• _Written problem_
Write the data out again exactly, dropping any images it holds.

.....

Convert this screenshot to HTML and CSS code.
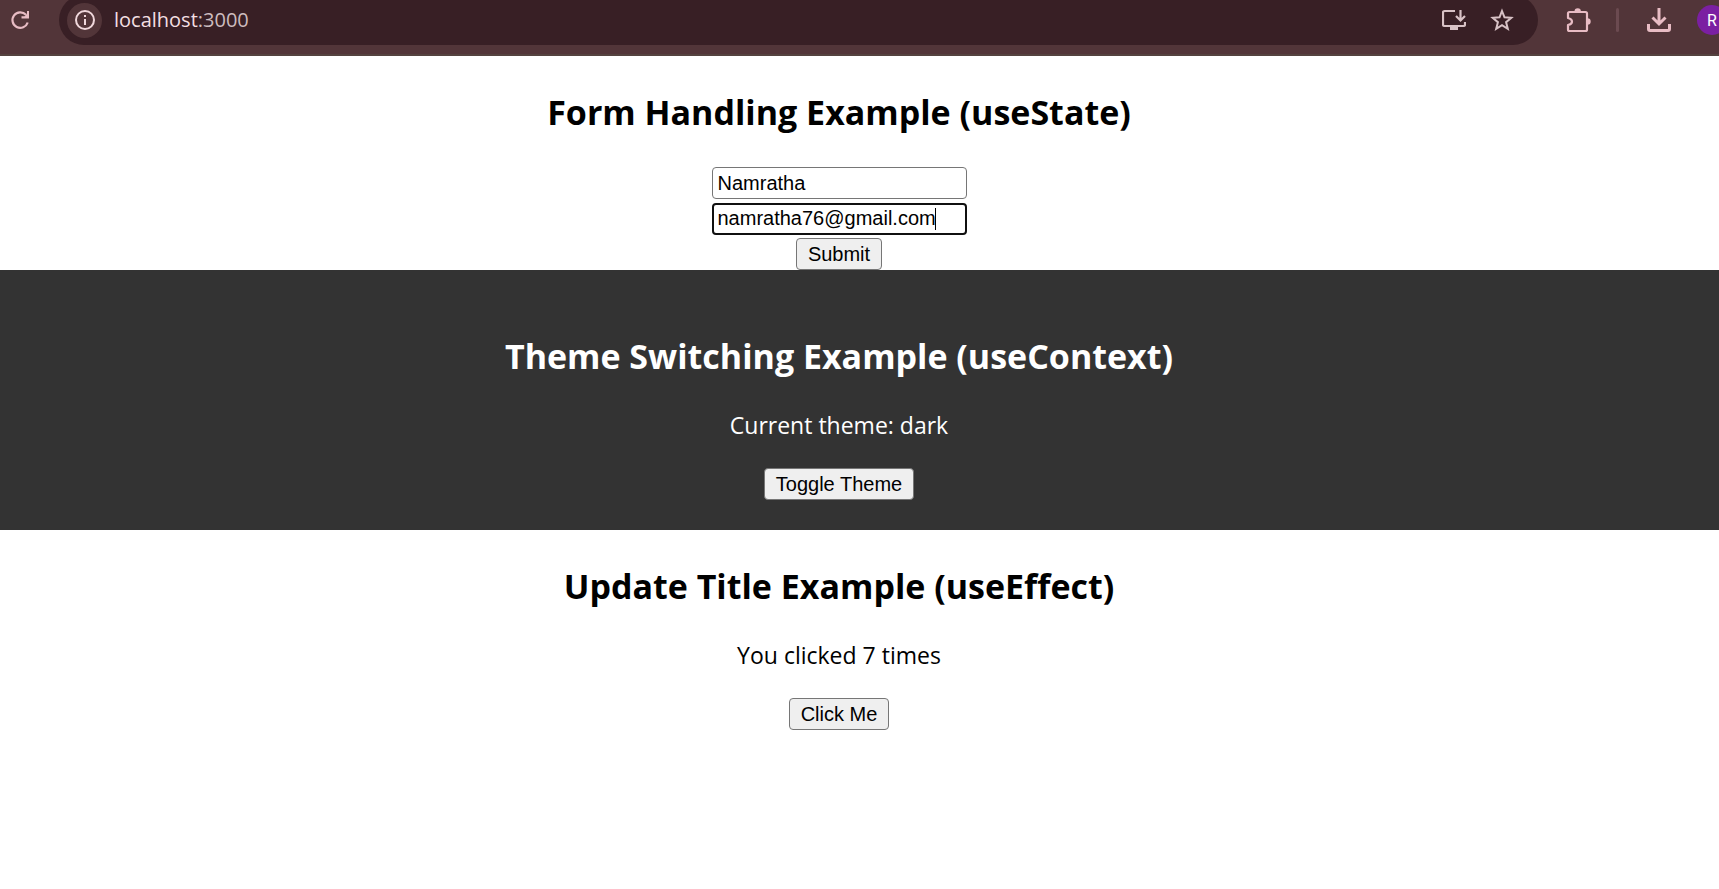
FILE: index.html
```
<!DOCTYPE html>
<html lang="en">
<head>
<meta charset="utf-8">
<title>You clicked 7 times</title>
<link rel="stylesheet" href="styles.css">
</head>
<body>
<header class="toolbar">
  <div class="toolbar-row">
    <button class="icon-button reload" type="button" aria-label="Reload">
      <svg width="20" height="20" viewBox="0 0 20 20" fill="none" stroke="currentColor" stroke-width="2.200"><path d="M17.700 12.500A7.800 7.800 0 1 1 16 4.800"/><path d="M19 1v7.500h-7.500v-2.200h3L17 3.800V1z" fill="currentColor" stroke="none"/></svg>
    </button>
    <div class="address">
      <button class="icon-button site-info" type="button" aria-label="Site information">
        <svg width="20" height="20" viewBox="0 0 20 20" fill="none" stroke="currentColor" stroke-width="2"><circle cx="10" cy="10" r="9"/><path d="M10 9v6M10 5v2"/></svg>
      </button>
      <span class="url">localhost<span class="port">:3000</span></span>
      <div class="address-actions">
        <button class="icon-button" type="button" aria-label="Install app">
          <svg width="24" height="22" viewBox="0 0 24 22" fill="none" stroke="currentColor" stroke-width="2.200"><path d="M13 2H2.500Q1 2 1 3.500V15.500Q1 17 2.500 17H21.500Q23 17 23 15.500V13"/><path d="M8 17h8v4H8z" fill="currentColor" stroke="none"/><path d="M18.500 1v10M14 7l4.500 4.500L23 7"/></svg>
        </button>
        <button class="icon-button" type="button" aria-label="Bookmark">
          <svg width="24" height="24" viewBox="0 0 24 24" fill="none" stroke="currentColor" stroke-width="2"><path d="M12 3l2.500 6.300 6.800.5-5.200 4.400 1.700 6.700L12 17.200l-5.800 3.700 1.700-6.700-5.200-4.400 6.800-.5z"/></svg>
        </button>
      </div>
    </div>
    <div class="tools">
      <button class="icon-button" type="button" aria-label="Extensions">
        <svg width="26" height="26" viewBox="0 0 26 26" fill="none" stroke="currentColor" stroke-width="2.200"><path d="M3.500 5H19.500Q21 5 21 6.500V22.500Q21 24 19.500 24H3.500Q2 24 2 22.500V18Q6 17.200 6 14.500T2 11V6.500Q2 5 3.500 5z" stroke-linejoin="round"/><path d="M8.500 4.500a3.200 3.200 0 0 1 6.400 0zM21.500 11.300a3.200 3.200 0 0 1 0 6.400z" fill="currentColor" stroke="none"/></svg>
      </button>
      <span class="divider"></span>
      <button class="icon-button" type="button" aria-label="Downloads">
        <svg width="24" height="24" viewBox="0 0 24 24" fill="none" stroke="currentColor" stroke-width="3"><path d="M12 0v16M5.500 9.500l6.500 6.500 6.500-6.500M1.500 16v5q0 1.500 1.500 1.500h18q1.500 0 1.500-1.500v-5"/></svg>
      </button>
      <button class="avatar" type="button" aria-label="Profile">R</button>
    </div>
  </div>
</header>
<main class="app">
  <section class="example">
    <h2 class="title">Form Handling Example (useState)</h2>
    <form class="form">
      <div class="fields">
        <input class="field" type="text" aria-label="Name" value="Namratha">
        <div class="focus-wrap"><input class="field field-focused" type="email" aria-label="Email" value="namratha76@gmail.com"><span class="caret"></span></div>
      </div>
      <button class="button" type="submit">Submit</button>
    </form>
  </section>
  <section class="example example-dark">
    <h2 class="title">Theme Switching Example (useContext)</h2>
    <p class="text">Current theme: dark</p>
    <button class="button" type="button">Toggle Theme</button>
  </section>
  <section class="example">
    <h2 class="title">Update Title Example (useEffect)</h2>
    <p class="text">You clicked 7 times</p>
    <button class="button" type="button">Click Me</button>
  </section>
</main>
</body>
</html>
```
FILE: styles.css
```
* { box-sizing: border-box; }
body {
  margin: 0;
  background: #fff;
  color: #000;
  font-family: "Segoe UI", "Open Sans", "Noto Sans", sans-serif;
  font-size: 23px;
}
.toolbar {
  overflow: hidden;
  background: #523539;
  border-bottom: 2px solid #54423f;
  padding-bottom: 9px;
}
.toolbar-row {
  display: flex;
  align-items: center;
  height: 50px;
  margin-top: -5px;
}
.icon-button {
  display: flex;
  flex: none;
  align-items: center;
  justify-content: center;
  padding: 0;
  border: 0;
  background: none;
  color: #e8bcc4;
}
.reload { margin: 0 29px 0 10px; }
.address {
  display: flex;
  flex: 1;
  align-items: center;
  height: 50px;
  padding: 0 24px 0 8px;
  border-radius: 25px;
  background: #381f25;
}
.site-info {
  width: 35px;
  height: 35px;
  border-radius: 50%;
  background: #523539;
  color: #f0d8dc;
}
.url {
  margin-left: 12px;
  padding-bottom: 2px;
  color: #f3dfe2;
  font-size: 20px;
}
.port { color: #cdbcbf; }
.address-actions {
  display: flex;
  align-items: center;
  gap: 24px;
  margin-left: auto;
}
.address-actions .icon-button { color: #d8c2c6; }
.tools {
  display: flex;
  flex: none;
  align-items: center;
  gap: 26px;
  margin: 0 -8px 0 28px;
}
.divider {
  width: 3px;
  height: 24px;
  margin: 0 2px 0 -2px;
  background: #6b4a50;
  border-radius: 2px;
}
.avatar {
  width: 30px;
  height: 30px;
  padding: 0;
  border: 0;
  border-radius: 50%;
  background: #7b1fa2;
  color: #fff;
  font: 16px Roboto, sans-serif;
}
.example {
  display: flex;
  flex-direction: column;
  align-items: center;
  padding: 32px 41px 0 0;
}
.example-dark {
  padding-top: 62px;
  padding-bottom: 30px;
  background: #333;
  color: #fff;
}
.title {
  margin: 0 0 29px;
  font-size: 34px;
  line-height: 48px;
}
.text {
  margin: 0 0 27px;
  line-height: 32px;
}
.form {
  display: flex;
  flex-direction: column;
  align-items: center;
  gap: 3px;
  margin-top: 2px;
}
.fields {
  display: grid;
  gap: 4px;
}
.focus-wrap { position: relative; }
.field, .button {
  display: block;
  height: 32px;
  border: 1px solid #767676;
  border-radius: 4px;
  font: 20px "Liberation Sans", Arial, sans-serif;
}
.field {
  width: 255px;
  padding: 1px 5px;
  background: #fff;
}
.field-focused {
  padding: 0 4px 1px;
  border: 2px solid #101010;
}
.caret {
  position: absolute;
  top: 5px;
  left: 223px;
  width: 1px;
  height: 22px;
  background: #000;
}
.button {
  padding: 0 11px;
  background: #efefef;
  color: #000;
}
```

.....

• _Written answer_
Convert this screenshot to HTML and CSS code.
FILE: index.html
```
<!DOCTYPE html>
<html lang="en">
<head>
<meta charset="utf-8">
<title>You clicked 7 times</title>
<link rel="stylesheet" href="styles.css">
</head>
<body>
<header class="toolbar">
  <div class="toolbar-row">
    <button class="icon-button reload" type="button" aria-label="Reload">
      <svg width="20" height="20" viewBox="0 0 20 20" fill="none" stroke="currentColor" stroke-width="2.200"><path d="M17.700 12.500A7.800 7.800 0 1 1 16 4.800"/><path d="M19 1v7.500h-7.500v-2.200h3L17 3.800V1z" fill="currentColor" stroke="none"/></svg>
    </button>
    <div class="address">
      <button class="icon-button site-info" type="button" aria-label="Site information">
        <svg width="20" height="20" viewBox="0 0 20 20" fill="none" stroke="currentColor" stroke-width="2"><circle cx="10" cy="10" r="9"/><path d="M10 9v6M10 5v2"/></svg>
      </button>
      <span class="url">localhost<span class="port">:3000</span></span>
      <div class="address-actions">
        <button class="icon-button" type="button" aria-label="Install app">
          <svg width="24" height="22" viewBox="0 0 24 22" fill="none" stroke="currentColor" stroke-width="2.200"><path d="M13 2H2.500Q1 2 1 3.500V15.500Q1 17 2.500 17H21.500Q23 17 23 15.500V13"/><path d="M8 17h8v4H8z" fill="currentColor" stroke="none"/><path d="M18.500 1v10M14 7l4.500 4.500L23 7"/></svg>
        </button>
        <button class="icon-button" type="button" aria-label="Bookmark">
          <svg width="24" height="24" viewBox="0 0 24 24" fill="none" stroke="currentColor" stroke-width="2"><path d="M12 3l2.500 6.300 6.800.5-5.200 4.400 1.700 6.700L12 17.200l-5.800 3.700 1.700-6.700-5.200-4.400 6.800-.5z"/></svg>
        </button>
      </div>
    </div>
    <div class="tools">
      <button class="icon-button" type="button" aria-label="Extensions">
        <svg width="26" height="26" viewBox="0 0 26 26" fill="none" stroke="currentColor" stroke-width="2.200"><path d="M3.500 5H19.500Q21 5 21 6.500V22.500Q21 24 19.500 24H3.500Q2 24 2 22.500V18Q6 17.200 6 14.500T2 11V6.500Q2 5 3.500 5z" stroke-linejoin="round"/><path d="M8.500 4.500a3.200 3.200 0 0 1 6.400 0zM21.500 11.300a3.200 3.200 0 0 1 0 6.400z" fill="currentColor" stroke="none"/></svg>
      </button>
      <span class="divider"></span>
      <button class="icon-button" type="button" aria-label="Downloads">
        <svg width="24" height="24" viewBox="0 0 24 24" fill="none" stroke="currentColor" stroke-width="3"><path d="M12 0v16M5.500 9.500l6.500 6.500 6.500-6.500M1.500 16v5q0 1.500 1.500 1.500h18q1.500 0 1.500-1.500v-5"/></svg>
      </button>
      <button class="avatar" type="button" aria-label="Profile">R</button>
    </div>
  </div>
</header>
<main class="app">
  <section class="example">
    <h2 class="title">Form Handling Example (useState)</h2>
    <form class="form">
      <div class="fields">
        <input class="field" type="text" aria-label="Name" value="Namratha">
        <div class="focus-wrap"><input class="field field-focused" type="email" aria-label="Email" value="namratha76@gmail.com"><span class="caret"></span></div>
      </div>
      <button class="button" type="submit">Submit</button>
    </form>
  </section>
  <section class="example example-dark">
    <h2 class="title">Theme Switching Example (useContext)</h2>
    <p class="text">Current theme: dark</p>
    <button class="button" type="button">Toggle Theme</button>
  </section>
  <section class="example">
    <h2 class="title">Update Title Example (useEffect)</h2>
    <p class="text">You clicked 7 times</p>
    <button class="button" type="button">Click Me</button>
  </section>
</main>
</body>
</html>
```
FILE: styles.css
```
* { box-sizing: border-box; }
body {
  margin: 0;
  background: #fff;
  color: #000;
  font-family: "Segoe UI", "Open Sans", "Noto Sans", sans-serif;
  font-size: 23px;
}
.toolbar {
  overflow: hidden;
  background: #523539;
  border-bottom: 2px solid #54423f;
  padding-bottom: 9px;
}
.toolbar-row {
  display: flex;
  align-items: center;
  height: 50px;
  margin-top: -5px;
}
.icon-button {
  display: flex;
  flex: none;
  align-items: center;
  justify-content: center;
  padding: 0;
  border: 0;
  background: none;
  color: #e8bcc4;
}
.reload { margin: 0 29px 0 10px; }
.address {
  display: flex;
  flex: 1;
  align-items: center;
  height: 50px;
  padding: 0 24px 0 8px;
  border-radius: 25px;
  background: #381f25;
}
.site-info {
  width: 35px;
  height: 35px;
  border-radius: 50%;
  background: #523539;
  color: #f0d8dc;
}
.url {
  margin-left: 12px;
  padding-bottom: 2px;
  color: #f3dfe2;
  font-size: 20px;
}
.port { color: #cdbcbf; }
.address-actions {
  display: flex;
  align-items: center;
  gap: 24px;
  margin-left: auto;
}
.address-actions .icon-button { color: #d8c2c6; }
.tools {
  display: flex;
  flex: none;
  align-items: center;
  gap: 26px;
  margin: 0 -8px 0 28px;
}
.divider {
  width: 3px;
  height: 24px;
  margin: 0 2px 0 -2px;
  background: #6b4a50;
  border-radius: 2px;
}
.avatar {
  width: 30px;
  height: 30px;
  padding: 0;
  border: 0;
  border-radius: 50%;
  background: #7b1fa2;
  color: #fff;
  font: 16px Roboto, sans-serif;
}
.example {
  display: flex;
  flex-direction: column;
  align-items: center;
  padding: 32px 41px 0 0;
}
.example-dark {
  padding-top: 62px;
  padding-bottom: 30px;
  background: #333;
  color: #fff;
}
.title {
  margin: 0 0 29px;
  font-size: 34px;
  line-height: 48px;
}
.text {
  margin: 0 0 27px;
  line-height: 32px;
}
.form {
  display: flex;
  flex-direction: column;
  align-items: center;
  gap: 3px;
  margin-top: 2px;
}
.fields {
  display: grid;
  gap: 4px;
}
.focus-wrap { position: relative; }
.field, .button {
  display: block;
  height: 32px;
  border: 1px solid #767676;
  border-radius: 4px;
  font: 20px "Liberation Sans", Arial, sans-serif;
}
.field {
  width: 255px;
  padding: 1px 5px;
  background: #fff;
}
.field-focused {
  padding: 0 4px 1px;
  border: 2px solid #101010;
}
.caret {
  position: absolute;
  top: 5px;
  left: 223px;
  width: 1px;
  height: 22px;
  background: #000;
}
.button {
  padding: 0 11px;
  background: #efefef;
  color: #000;
}
```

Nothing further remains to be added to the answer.